A este pintor que casi se convirtió en parisino le fue encargada la composición de La batalla de Lipany y la parte mayor de la pintura monumental. En el artículo que escribí después de la calamidad de la nieve, me preguntaba yo cómo había tenido valor (él, pintor de las damas parisinas y del bajo mundo) para decidirse a pintar una enorme tela sobre aquella trágica batalla nacional.

Después de esta introducción, criticaba también, con osadía, a los demás pintores y coautores. El pintor Vacátko, hoy ya casi olvidado -el tema de todas sus pinturas eran caballos-, pintaba los caballos debajo de los guerreros. Jansa era el autor de un paisaje no demasiado expresivo de Lipany. Ya he olvidado lo que hizo en la tela Hilser, «el colorista del estilo decorativo». Rasek ayudó a pintar y, finalmente, Stopfer construyó un terreno real delante de la pintura que tenía que causar la impresión de fundirse con la superficie vertical de la obra. Así que en una tierra real, deshecha por las ruedas, estaban esparcidas armas de verdad.

En el artículo todos recibieron su ración de mi menosprecio. Pero yo tenía ya veintiocho años y podía haber tenido un poco más de sentido común.

El destrozo de la famosa pintura no fue lo único que hizo alborotarse a mi pluma periodística, joven y poco experimentada. La catástrofe alarmó especialmente a la prensa burguesa y patriótica.
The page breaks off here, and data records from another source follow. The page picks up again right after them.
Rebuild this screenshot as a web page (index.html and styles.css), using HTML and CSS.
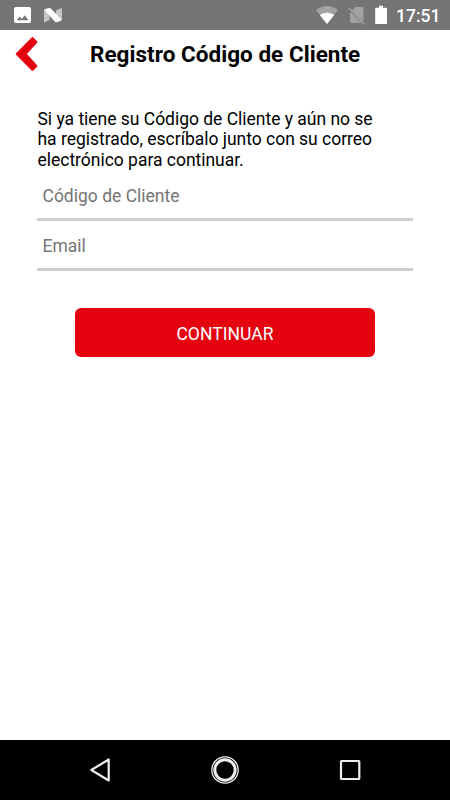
FILE: index.html
```html
<!DOCTYPE html>
<html lang="es">
<head>
<meta charset="utf-8">
<title>Registro Código de Cliente</title>
<link rel="stylesheet" href="styles.css">
</head>
<body>
<div class="screen">
  <div class="status">
    <svg class="status-icons" width="64" height="30" viewBox="0 0 64 30">
      <path fill="#fff" fill-rule="evenodd" d="M16 7h13q2 0 2 2v12q0 2-2 2H16q-2 0-2-2V9q0-2 2-2zM16.700 20.200h11.800l-3.800-5-2.900 3.800-2-2.500z"/>
      <path fill="#c6c6c6" d="M44 9.500L49.500 12V20L44 22.500zM62 8V20.500L56 18V10.500z"/>
      <path fill="#fff" d="M44.300 9.800Q46 8 50.300 8L61.500 19.500Q60 22.200 55.500 22.200z"/>
    </svg>
    <svg class="signals" width="72" height="30" viewBox="0 0 72 30">
      <path fill="#a2a2a2" d="M0 10Q11 2 22 10L11 24z"/>
      <path fill="#fff" d="M3.800 15Q11 10.500 18.200 15L11 24z"/>
      <path fill="#a2a2a2" d="M39.500 7h7q1 0 1 1v14L36 10.500zM34 11.500L45.500 23H35.500q-1.500 0-1.500-1.500z"/>
      <path stroke="#a2a2a2" stroke-width="1.400" d="M33 8L48 24"/>
      <path fill="#fff" d="M63 5.700h4v2h3.200q.8 0 .8.800v14.700q0 .8-.8.800H60q-.8 0-.8-.8V8.500q0-.8.800-.8h3z"/>
    </svg>
    <span class="clock">17:51</span>
  </div>
  <header class="header">
    <svg class="back" width="24" height="36" viewBox="0 0 24 36">
      <path fill="#e4030f" stroke="#e4030f" stroke-width="2.400" stroke-linejoin="round" d="M17.500 2.300L21.200 6 10.400 18 21.200 30 17.500 33.700 1.900 18z"/>
    </svg>
    <h1 class="title">Registro Código de Cliente</h1>
  </header>
  <main class="content">
    <p class="intro">Si ya tiene su Código de Cliente y aún no se<br>ha registrado, escríbalo junto con su correo<br>electrónico para continuar.</p>
    <input class="field" type="text" placeholder="Código de Cliente">
    <input class="field" type="email" placeholder="Email">
    <button class="submit">CONTINUAR</button>
  </main>
  <nav class="nav">
    <svg width="30" height="30" viewBox="0 0 30 30"><path fill="none" stroke="#eee" stroke-width="2.200" stroke-linejoin="round" d="M18.700 4.500V25.500L1.300 15z" transform="translate(5)"/></svg>
    <svg width="30" height="30" viewBox="0 0 30 30" fill="none" stroke="#eee"><circle cx="15" cy="15" r="13.200" stroke-width="1.300"/><circle cx="15" cy="15" r="10.200" stroke-width="3"/></svg>
    <svg width="30" height="30" viewBox="0 0 30 30"><rect x="6" y="6" width="18.300" height="18" rx=".5" fill="none" stroke="#eee" stroke-width="2.200"/></svg>
  </nav>
</div>
</body>
</html>
```
FILE: styles.css
```css
* { box-sizing: border-box; }
body { margin: 0; font-family: Roboto, sans-serif; background: #fff; }
.screen { width: 450px; height: 800px; display: flex; flex-direction: column; }
.status { height: 30px; background: #757575; display: flex; align-items: center; padding-right: 10px; }
.signals { margin-left: auto; }
.clock { color: #fff; font-size: 17.5px; font-weight: 500; line-height: 30px; margin-left: 8px; padding-top: 2px; width: 44px; }
.header { height: 50px; display: flex; padding-left: 15px; }
.back { margin-top: 6px; flex: none; }
.title { margin: 0 0 0 51px; font-size: 22.5px; letter-spacing: .03px; font-weight: 700; line-height: 48px; color: #000; white-space: nowrap; }
.content { flex: 1; display: flex; flex-direction: column; padding: 28.5px 37.500px 0 37px; }
.intro { margin: 0 0 .5px; padding-left: .5px; font-size: 17.5px; letter-spacing: -.02px; line-height: 20.500px; color: #000; white-space: nowrap; }
.field { height: 50px; width: 100%; border: 0; border-bottom: 3px solid #ccc; padding: 3px 5.500px 0; font: 17.5px Roboto, sans-serif; outline: 0; border-radius: 0; background: #fff; }
.field::placeholder { color: #757575; opacity: 1; }
.submit { align-self: center; width: 300px; height: 49px; margin-top: 37px; border: 0; border-radius: 6px; background: #e4030f; color: #fff; font: 17.5px Roboto, sans-serif; letter-spacing: .05px; padding: 3px 0 0 .5px; }
.nav { height: 60px; background: #000; display: flex; justify-content: center; align-items: center; gap: 95px; }
```
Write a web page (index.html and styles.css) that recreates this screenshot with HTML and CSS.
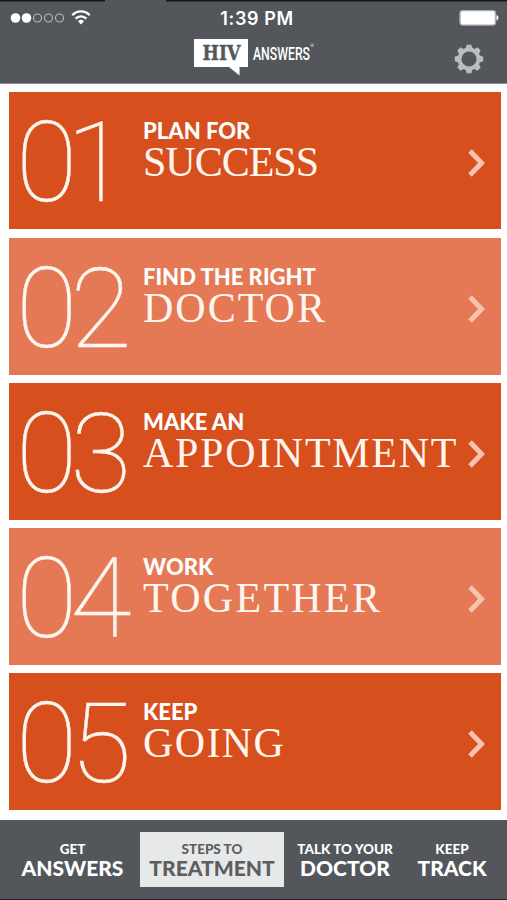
FILE: index.html
```
<!DOCTYPE html>
<html lang="en">
<head>
  <meta charset="UTF-8">
  <meta name="viewport" content="width=device-width, initial-scale=1.0">
  <title>HIV Answers - Steps to Treatment</title>
  <link rel="stylesheet" href="styles.css">
</head>
<body>
  <header class="header">
    <div class="status-bar">
      <svg class="signal" width="82" height="20" viewBox="0 0 82 20">
        <circle cx="6.500" cy="10" r="4.8" fill="#fff"/>
        <circle cx="17.500" cy="10" r="4.8" fill="#fff"/>
        <circle cx="28.500" cy="10" r="4"/>
        <circle cx="39.500" cy="10" r="4"/>
        <circle cx="50.500" cy="10" r="4"/>
        <g fill="none" stroke="#fff" stroke-width="2.3">
          <path d="M63.3 7.2a12 12 0 0 1 17.4 0"/>
          <path d="M66.6 10.6a7.5 7.5 0 0 1 10.8 0"/>
        </g>
        <path d="M69 13.2a4.4 4.4 0 0 1 6 0L72 16.6z" fill="#fff"/>
      </svg>
      <span class="time">1:39 PM</span>
      <svg class="battery" width="40" height="18" viewBox="0 0 40 18">
        <rect x="1" y="1.6" width="35.5" height="14.5" rx="2.5" fill="#fff" stroke="#a9acaf" stroke-width="1.4"/>
        <path d="M37.5 6v5.6q2-.6 2-2.8t-2-2.8z" fill="#fff"/>
      </svg>
    </div>
    <div class="title-bar">
      <svg class="logo" width="126" height="40" viewBox="0 0 126 40">
        <path d="M0 1h54v28h-8.500v8.500L35 29H0z" fill="#fff"/>
        <text class="logo-hiv" x="8.500" y="21.500" textLength="38" lengthAdjust="spacingAndGlyphs">HIV</text>
        <text class="logo-answers" x="59" y="22" textLength="57" lengthAdjust="spacingAndGlyphs">ANSWERS</text>
        <text class="logo-mark" x="116.500" y="9">®</text>
      </svg>
      <svg class="gear" width="30" height="30" viewBox="-15 -15 30 30">
        <circle r="9.500" fill="none" stroke="#babdc0" stroke-width="3.800"/>
        <g fill="#babdc0">
          <path id="tooth" d="M-3.400-10.500-2.300-14.200H2.300L3.400-10.500z"/>
          <use href="#tooth" transform="rotate(45)"/>
          <use href="#tooth" transform="rotate(90)"/>
          <use href="#tooth" transform="rotate(135)"/>
          <use href="#tooth" transform="rotate(180)"/>
          <use href="#tooth" transform="rotate(225)"/>
          <use href="#tooth" transform="rotate(270)"/>
          <use href="#tooth" transform="rotate(315)"/>
        </g>
      </svg>
    </div>
  </header>

  <main class="steps">
    <a class="step dark">
      <span class="number first">01</span>
      <span class="label">
        <span class="small">PLAN FOR</span>
        <span class="big success">SUCCESS</span>
      </span>
      <svg class="arrow" width="20" height="30" viewBox="0 0 20 30"><path d="M3 3l11.500 12L3 27"/></svg>
    </a>
    <a class="step light">
      <span class="number">02</span>
      <span class="label">
        <span class="small">FIND THE RIGHT</span>
        <span class="big doctor">DOCTOR</span>
      </span>
      <svg class="arrow" width="20" height="30" viewBox="0 0 20 30"><path d="M3 3l11.500 12L3 27"/></svg>
    </a>
    <a class="step dark">
      <span class="number">03</span>
      <span class="label">
        <span class="small">MAKE AN</span>
        <span class="big appointment">APPOINTMENT</span>
      </span>
      <svg class="arrow" width="20" height="30" viewBox="0 0 20 30"><path d="M3 3l11.500 12L3 27"/></svg>
    </a>
    <a class="step light">
      <span class="number">04</span>
      <span class="label">
        <span class="small">WORK</span>
        <span class="big together">TOGETHER</span>
      </span>
      <svg class="arrow" width="20" height="30" viewBox="0 0 20 30"><path d="M3 3l11.500 12L3 27"/></svg>
    </a>
    <a class="step dark">
      <span class="number">05</span>
      <span class="label">
        <span class="small">KEEP</span>
        <span class="big going">GOING</span>
      </span>
      <svg class="arrow" width="20" height="30" viewBox="0 0 20 30"><path d="M3 3l11.500 12L3 27"/></svg>
    </a>
  </main>

  <nav class="tabs">
    <a class="tab tab-answers"><span class="tab-top">GET</span><span class="tab-main">ANSWERS</span></a>
    <a class="tab tab-treatment active"><span class="tab-top">STEPS TO</span><span class="tab-main">TREATMENT</span></a>
    <a class="tab tab-doctor"><span class="tab-top">TALK TO YOUR</span><span class="tab-main">DOCTOR</span></a>
    <a class="tab tab-track"><span class="tab-top">KEEP</span><span class="tab-main">TRACK</span></a>
  </nav>
</body>
</html>
```
FILE: styles.css
```
* {
  box-sizing: border-box;
}

body {
  margin: 0;
  width: 507px;
  height: 900px;
  overflow: hidden;
  display: flex;
  flex-direction: column;
  background: #fff;
  font-family: Lato, "Open Sans", sans-serif;
}

.header {
  height: 84px;
  flex: none;
  color: #fff;
  background: linear-gradient(90deg, #13171b 105px, #53575c 105px, #53575c 166px, #13171b 166px) top / 100% 1.5px no-repeat, #53575c;
  border-bottom: 1px solid #8d9094;
}

.status-bar {
  display: grid;
  grid-template-columns: 1fr auto 1fr;
  align-items: center;
  height: 36px;
  padding: 0 8px 0 9px;
}

.signal circle {
  stroke: #b9bbbe;
  stroke-width: 1.1;
  fill: none;
}

.signal circle[fill] {
  fill: #fff;
  stroke: none;
}

.time {
  font: 600 18px Inter, sans-serif;
  letter-spacing: 0.6px;
  padding-left: 6px;
}

.battery {
  justify-self: end;
}

.title-bar {
  display: flex;
  justify-content: space-between;
  padding: 2px 23px 0 194px;
}

.logo {
  overflow: visible;
}

.logo-hiv {
  font: bold 20px "DejaVu Serif", serif;
  fill: #53575c;
  stroke: #53575c;
  stroke-width: 0.4;
}

.logo-answers {
  font: 500 19px Roboto, sans-serif;
  fill: #fff;
}

.logo-mark {
  font: 4px Roboto, sans-serif;
  fill: #fff;
}

.gear {
  margin-top: 6px;
}

.steps {
  flex: none;
  height: 736px;
  display: grid;
  grid-template-rows: repeat(5, 1fr);
  gap: 8.2px;
  padding: 8.3px 6px 9.5px 9px;
}

.step {
  display: flex;
  align-items: flex-start;
  color: #fff6ef;
}

.dark {
  background: #d64f1c;
}

.light {
  background: #e57955;
}

.number {
  width: 134px;
  flex: none;
  padding: 31px 0 0 7px;
  font: 100 112px/80px Roboto, sans-serif;
  letter-spacing: -7px;
  white-space: nowrap;
  -webkit-text-stroke: 0.4px #fff6ef;
}

.first {
  letter-spacing: -11px;
}

.label {
  flex: 1;
  min-width: 0;
  padding-top: 27px;
  display: flex;
  flex-direction: column;
  white-space: nowrap;
}

.small {
  font-size: 22px;
  line-height: 24px;
  font-weight: 900;
  color: #fff;
}

.big {
  font: 42px/38px "Liberation Serif", serif;
}

.success { letter-spacing: -1px; }
.doctor { letter-spacing: 2px; }
.appointment { letter-spacing: 1.7px; }
.together { letter-spacing: 2.3px; }
.going { letter-spacing: 1.4px; }

.arrow {
  flex: none;
  margin: 56px 14px 0 0;
  fill: none;
  stroke: #f6c3ae;
  stroke-width: 5;
}

.tabs {
  flex: 1;
  display: flex;
  align-items: flex-start;
  padding-top: 12px;
  background: #53575c;
  border-bottom: 1px solid #202024;
  color: #fff;
}

.tab {
  height: 55px;
  padding-top: 9px;
  display: flex;
  flex-direction: column;
  align-items: center;
  font-weight: 900;
  white-space: nowrap;
}

.tab-answers { width: 140px; padding-left: 5px; }
.tab-treatment { width: 144px; }
.tab-doctor { width: 122px; }
.tab-track { width: 92px; }

.active {
  background: #e7e8e8;
  color: #5b5e62;
}

.tab-top {
  font-size: 13.5px;
  line-height: 17px;
}

.tab-main {
  font-size: 21px;
  line-height: 20px;
}
```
El diario del partido agrario no dijo ni una palabra cuando se tuvo que derribar la base de la Ga lería Nacional porque ocupaba el espacio indicado para el restaurante del parlamento. Pero después de la catástrofe de la nieve se dirigió al pueblo con lamentos terribles. Esta fue otra de las razones de mi indignación.

¡La obra más importante del arte checo está en peligro!, clamaban sus títulos por todo el espacio de la primera página, alentando a una colecta nacional para la restauración de la pintura dañada. Las elegías eran interminables y la curiosa gente de Praga caminaba a miles por encima de los montones de nieve mojada del parque para ver la obra. Y una tal señorita L. Maskova fue la primera que, de su escaso sueldo de oficinista, entregó el primer billete de diez coronas. Los periodistas recogían las contribuciones de las profundidades de la demagogia patriótica, aprovechándolo todo astutamente para sus partidos políticos.

En fin: entonces, la pintura se salvó. Y no hace mucho tiempo que fui a ver con mi nieta el panorama de La batalla de Lipany. Cuando subimos por los escalones de madera a la plataforma y vimos la superficie artificialmente iluminada, recordé mi joven y necia indignación. De ello hacía ya más de medio siglo. Recordándolo, me eché a reír en silencio.

– ¿De qué te ríes? -me preguntó la niña, un poco sorprendida.

Le acaricié la mejilla y contesté suavemente:

– De nada.

Como si esto fuera una respuesta.

10. «Basta de Wolker»

Nos sentamos a la larga mesa de la casa de los Wolker, en la plaza de Prostéjov. Delante de mí sentaron a una muchacha jovencita a quien la señora Wolkrova, la madre de Jifí Wolker, había vestido de riguroso luto; estaba toda envuelta en crespón negro y puntillas negras. Antes, mientras caminaba detrás del féretro, al lado del hermano de Jifí, su cara estaba cubierta con un espeso velo; hasta que nos sentamos a la mesa no pudimos ver los ojos llorosos del último amor de Wolker.